#### WHAT TO PRODUCE
Report how many lines contain "index"; state the number and nothing else.
↓
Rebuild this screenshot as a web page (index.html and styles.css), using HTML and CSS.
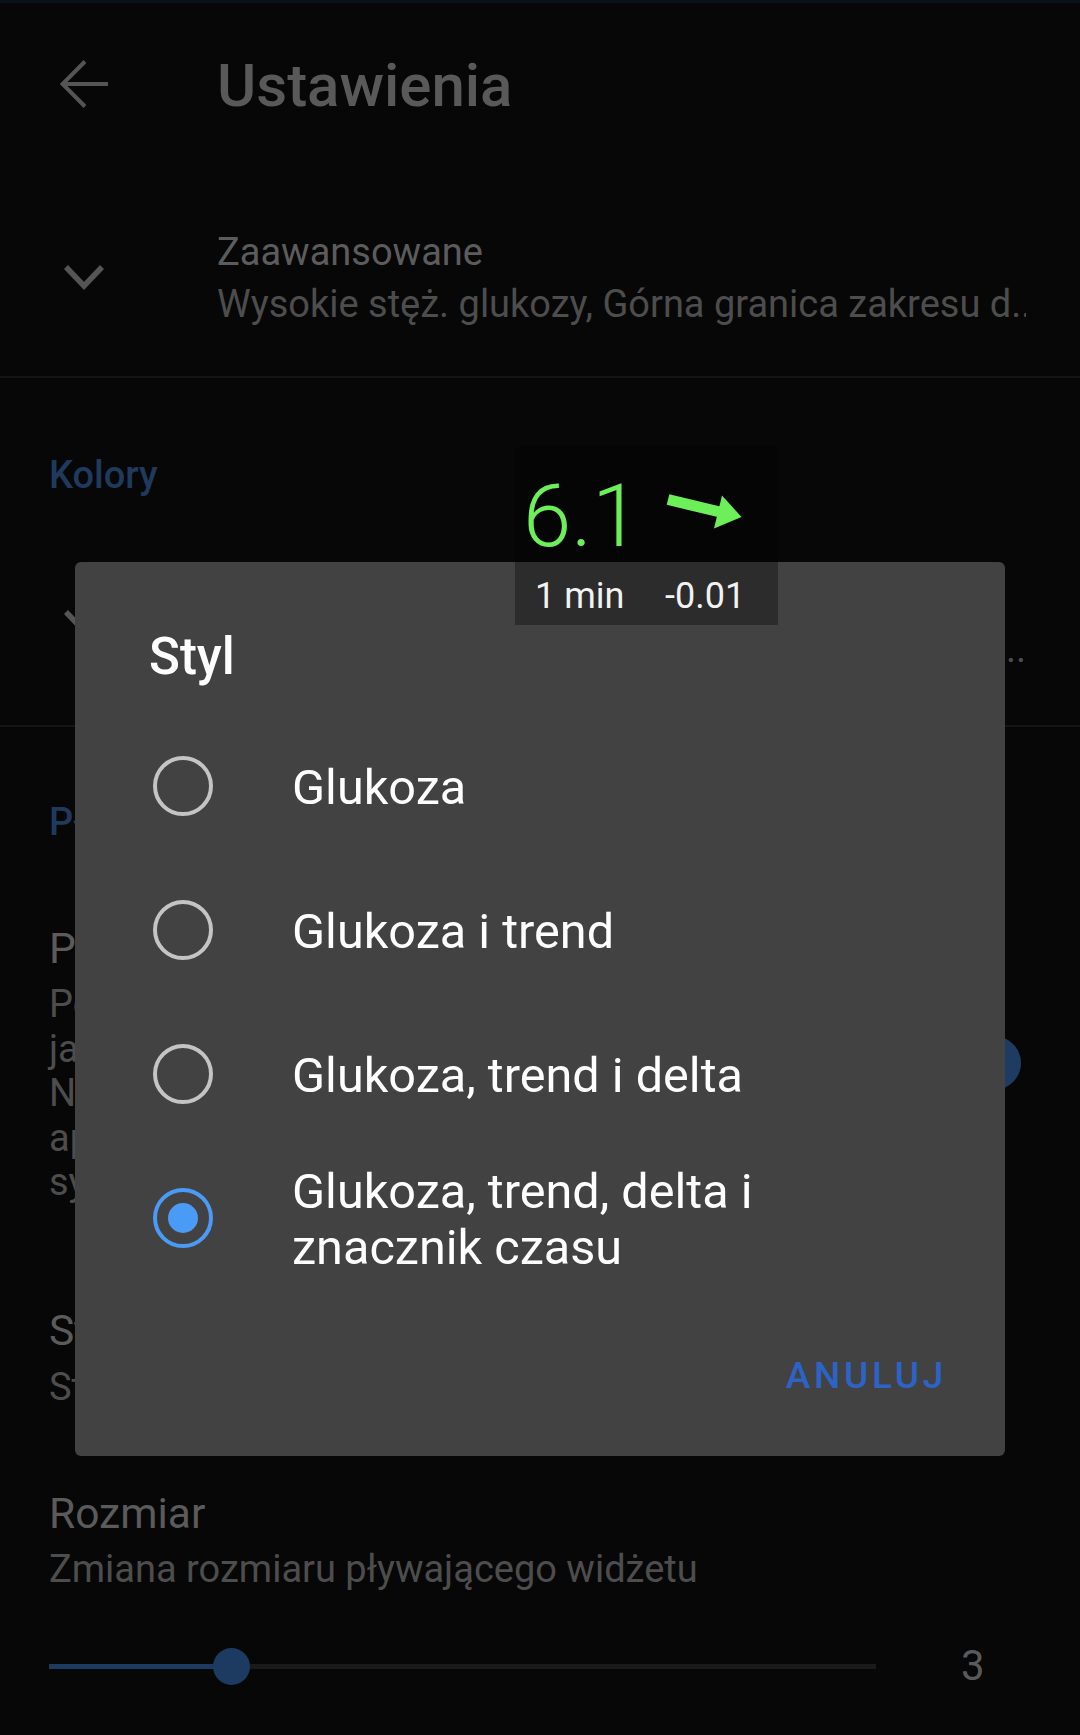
FILE: index.html
```html
<!DOCTYPE html>
<html lang="pl">
<head>
<meta charset="utf-8">
<title>Ustawienia</title>
<link rel="stylesheet" href="styles.css">
</head>
<body>
<div class="screen">
  <div class="statusbar"></div>
  <header class="toolbar">
    <div class="icon-box nav">
      <svg width="48" height="48" viewBox="0 0 48 48"><path d="M2 24H48M25 1.5L2.5 24L25 46.5" fill="none" stroke="#555555" stroke-width="4"/></svg>
    </div>
    <h1 class="title">Ustawienia</h1>
  </header>

  <div class="pref expand first">
    <div class="icon-box">
      <svg width="44" height="30" viewBox="0 0 44 30"><path d="M4 4L22 23L40 4" fill="none" stroke="#555555" stroke-width="5.5"/></svg>
    </div>
    <div class="pref-text">
      <div class="pref-title sm">Zaawansowane</div>
      <div class="pref-summary clip"><span>Wysokie stęż. glukozy, Górna granica zakresu d..</span></div>
    </div>
  </div>
  <div class="divider"></div>

  <div class="category cat-colors">Kolory</div>
  <div class="pref expand second">
    <div class="icon-box">
      <svg width="44" height="30" viewBox="0 0 44 30"><path d="M4 4L22 23L40 4" fill="none" stroke="#555555" stroke-width="5.5"/></svg>
    </div>
    <div class="pref-text">
      <div class="pref-title sm">Zaawansowane</div>
      <div class="pref-summary clip"><span>Kolor w zakresie, Kolor poniżej zakresu, Kolor tła..</span></div>
    </div>
  </div>
  <div class="divider"></div>

  <div class="category cat-widget">Pływający widżet</div>
  <div class="pref switch-pref">
    <div class="pref-text wide">
      <div class="pref-title">Pokaż pływający widżet</div>
      <div class="pref-summary multi">Pokazuje glukozę nad innymi<br>jako nakładkę na ekranie.<br>Nie zawsze działa na<br>aplikacjach z ochroną<br>systemu.</div>
    </div>
    <div class="switch"><div class="switch-thumb"></div></div>
  </div>

  <div class="pref plain style-pref">
    <div class="pref-text wide">
      <div class="pref-title">Styl</div>
      <div class="pref-summary tight">Styl pływającego widżetu</div>
    </div>
  </div>

  <div class="pref plain size-pref">
    <div class="pref-text wide">
      <div class="pref-title">Rozmiar</div>
      <div class="pref-summary tight2">Zmiana rozmiaru pływającego widżetu</div>
    </div>
  </div>

  <div class="slider-row">
    <div class="slider">
      <div class="slider-fill"></div>
      <div class="slider-thumb"></div>
      <div class="slider-rest"></div>
    </div>
    <div class="slider-value">3</div>
  </div>
</div>

<div class="dialog">
  <div class="dialog-title">Styl</div>
  <div class="radio-list">
    <div class="radio-row">
      <div class="radio"></div>
      <div class="radio-label">Glukoza</div>
    </div>
    <div class="radio-row">
      <div class="radio"></div>
      <div class="radio-label">Glukoza i trend</div>
    </div>
    <div class="radio-row">
      <div class="radio"></div>
      <div class="radio-label">Glukoza, trend i delta</div>
    </div>
    <div class="radio-row">
      <div class="radio checked"><div class="radio-dot"></div></div>
      <div class="radio-label">Glukoza, trend, delta i<br>znacznik czasu</div>
    </div>
  </div>
  <div class="dialog-actions">
    <span class="btn">ANULUJ</span>
  </div>
</div>

<div class="widget">
  <div class="widget-top">
    <div class="widget-value">6.1</div>
    <svg class="widget-arrow" width="85" height="45" viewBox="0 0 85 45">
      <path d="M5 7.5L57 20" stroke="#6cef59" stroke-width="11" fill="none"/>
      <path d="M78.5 25L51 36.5L59 3.5Z" fill="#6cef59"/>
    </svg>
  </div>
  <div class="widget-bottom">
    <span class="widget-age">1 min</span>
    <span class="widget-delta">-0.01</span>
  </div>
</div>
</body>
</html>
```

FILE: styles.css
```css
html, body {
  margin: 0;
  padding: 0;
}
body {
  width: 1080px;
  height: 1735px;
  overflow: hidden;
  background: #070707;
  font-family: Roboto, "Noto Sans", "Liberation Sans", sans-serif;
  position: relative;
}
.screen {
  width: 1080px;
  height: 1735px;
  display: flex;
  flex-direction: column;
}
.statusbar {
  height: 3px;
  background: #0b111c;
}
.toolbar {
  height: 165px;
  display: flex;
  align-items: center;
}
.icon-box {
  width: 168px;
  flex: none;
  display: flex;
  justify-content: center;
  align-items: center;
}
.icon-box.nav {
  margin-bottom: 3px;
}
.title {
  margin: 0 0 0 49px;
  font-size: 60px;
  line-height: 62px;
  font-weight: 500;
  color: #595959;
}
.pref {
  display: flex;
  align-items: center;
}
.pref-text {
  margin-left: 49px;
}
.pref.expand.first {
  padding: 58px 0 46px;
}
.pref.expand.second {
  padding: 70px 0 50px;
}
.pref-title {
  font-size: 42.5px;
  line-height: 54px;
  color: #5b5b5b;
  white-space: nowrap;
}
.pref-title.sm {
  font-size: 38px;
  line-height: 52px;
  color: #5c5c5c;
}
.pref-summary {
  font-size: 38px;
  line-height: 52px;
  color: #4d4d4d;
  white-space: nowrap;
}
.pref-summary.clip {
  width: 809px;
  display: flex;
  justify-content: flex-end;
  overflow: hidden;
}
.pref-summary.clip span {
  flex: none;
}
.pref.expand.first .pref-summary.clip {
  justify-content: flex-start;
}
.divider {
  height: 2px;
  background: #151515;
}
.category {
  margin-left: 49px;
  font-size: 38px;
  line-height: 52px;
  font-weight: 500;
  color: #1f3a5d;
}
.cat-colors {
  margin-top: 71px;
}
.cat-widget {
  margin-top: 69px;
}
.switch-pref {
  padding-top: 74px;
  justify-content: space-between;
}
.pref-summary.multi {
  margin-top: 6px;
  line-height: 44.5px;
}
.switch {
  width: 90px;
  height: 36px;
  border-radius: 18px;
  background: #16283f;
  margin-right: 59px;
  display: flex;
  justify-content: flex-end;
  align-items: center;
}
.switch-thumb {
  width: 54px;
  height: 54px;
  border-radius: 50%;
  background: #1e3c62;
  flex: none;
}
.style-pref {
  padding-top: 99.5px;
}
.pref-summary.tight {
  margin-top: 3px;
}
.size-pref {
  padding-top: 74px;
}
.pref-summary.tight2 {
  margin-top: 2px;
}
.slider-row {
  margin-top: 51px;
  height: 40px;
  display: flex;
  align-items: center;
  padding-left: 49px;
}
.slider {
  width: 827px;
  height: 38px;
  display: flex;
  align-items: center;
}
.slider-fill {
  width: 182px;
  height: 5px;
  background: #1d3b60;
  flex: none;
}
.slider-thumb {
  width: 37px;
  height: 37px;
  border-radius: 50%;
  background: #1d3b60;
  margin-left: -18.5px;
  flex: none;
  position: relative;
  z-index: 1;
}
.slider-rest {
  flex: 1;
  height: 5px;
  background: #1a1a1a;
  margin-left: -18.5px;
}
.slider-value {
  margin-left: 85px;
  font-size: 42px;
  line-height: 40px;
  color: #5a5a5a;
}

/* Dialog */
.dialog {
  position: absolute;
  left: 75px;
  top: 562px;
  width: 930px;
  height: 894px;
  box-sizing: border-box;
  background: #424242;
  border-radius: 6px;
  padding-top: 65px;
  z-index: 5;
  display: flex;
  flex-direction: column;
}
.dialog-title {
  margin-left: 74px;
  font-size: 51px;
  line-height: 60px;
  font-weight: 500;
  color: #ffffff;
}
.radio-list {
  margin-top: 27px;
  display: flex;
  flex-direction: column;
}
.radio-row {
  height: 144px;
  display: flex;
  align-items: center;
  padding-left: 78px;
}
.radio {
  width: 60px;
  height: 60px;
  box-sizing: border-box;
  border: 4.5px solid #c4c4c4;
  border-radius: 50%;
  flex: none;
  display: flex;
  align-items: center;
  justify-content: center;
}
.radio.checked {
  border-color: #4a9bf5;
}
.radio-dot {
  width: 30px;
  height: 30px;
  border-radius: 50%;
  background: #4a9bf5;
}
.radio-label {
  margin-left: 79px;
  margin-top: 3px;
  font-size: 48.6px;
  line-height: 56px;
  color: #ffffff;
}
.dialog-actions {
  margin-top: 60px;
  display: flex;
  justify-content: flex-end;
  padding-right: 58px;
}
.btn {
  font-size: 37px;
  line-height: 52px;
  font-weight: 500;
  letter-spacing: 3.7px;
  color: #2d62c6;
}

/* Floating widget */
.widget {
  position: absolute;
  left: 515px;
  top: 447px;
  width: 263px;
  height: 178px;
  z-index: 10;
  display: flex;
  flex-direction: column;
}
.widget-top {
  height: 115px;
  background: #050505;
  display: flex;
  align-items: flex-start;
}
.widget-value {
  width: 140px;
  margin-left: 8px;
  margin-top: 25.6px;
  font-size: 87px;
  line-height: 86px;
  font-weight: 300;
  color: #6cef59;
  white-space: nowrap;
}
.widget-arrow {
  margin-top: 45px;
  flex: none;
}
.widget-bottom {
  height: 63px;
  box-sizing: border-box;
  padding-top: 4px;
  background: #2c2c2c;
  display: flex;
  align-items: flex-start;
  padding-left: 20px;
}
.widget-age, .widget-delta {
  font-size: 36px;
  line-height: 60px;
  color: #f2f2f2;
  white-space: nowrap;
}
.widget-age {
  width: 130px;
}
```
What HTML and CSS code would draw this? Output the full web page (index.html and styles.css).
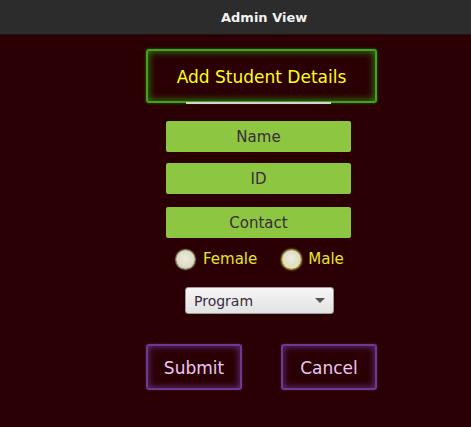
↑
#### OUTPUT FOR THIS EXERCISE
6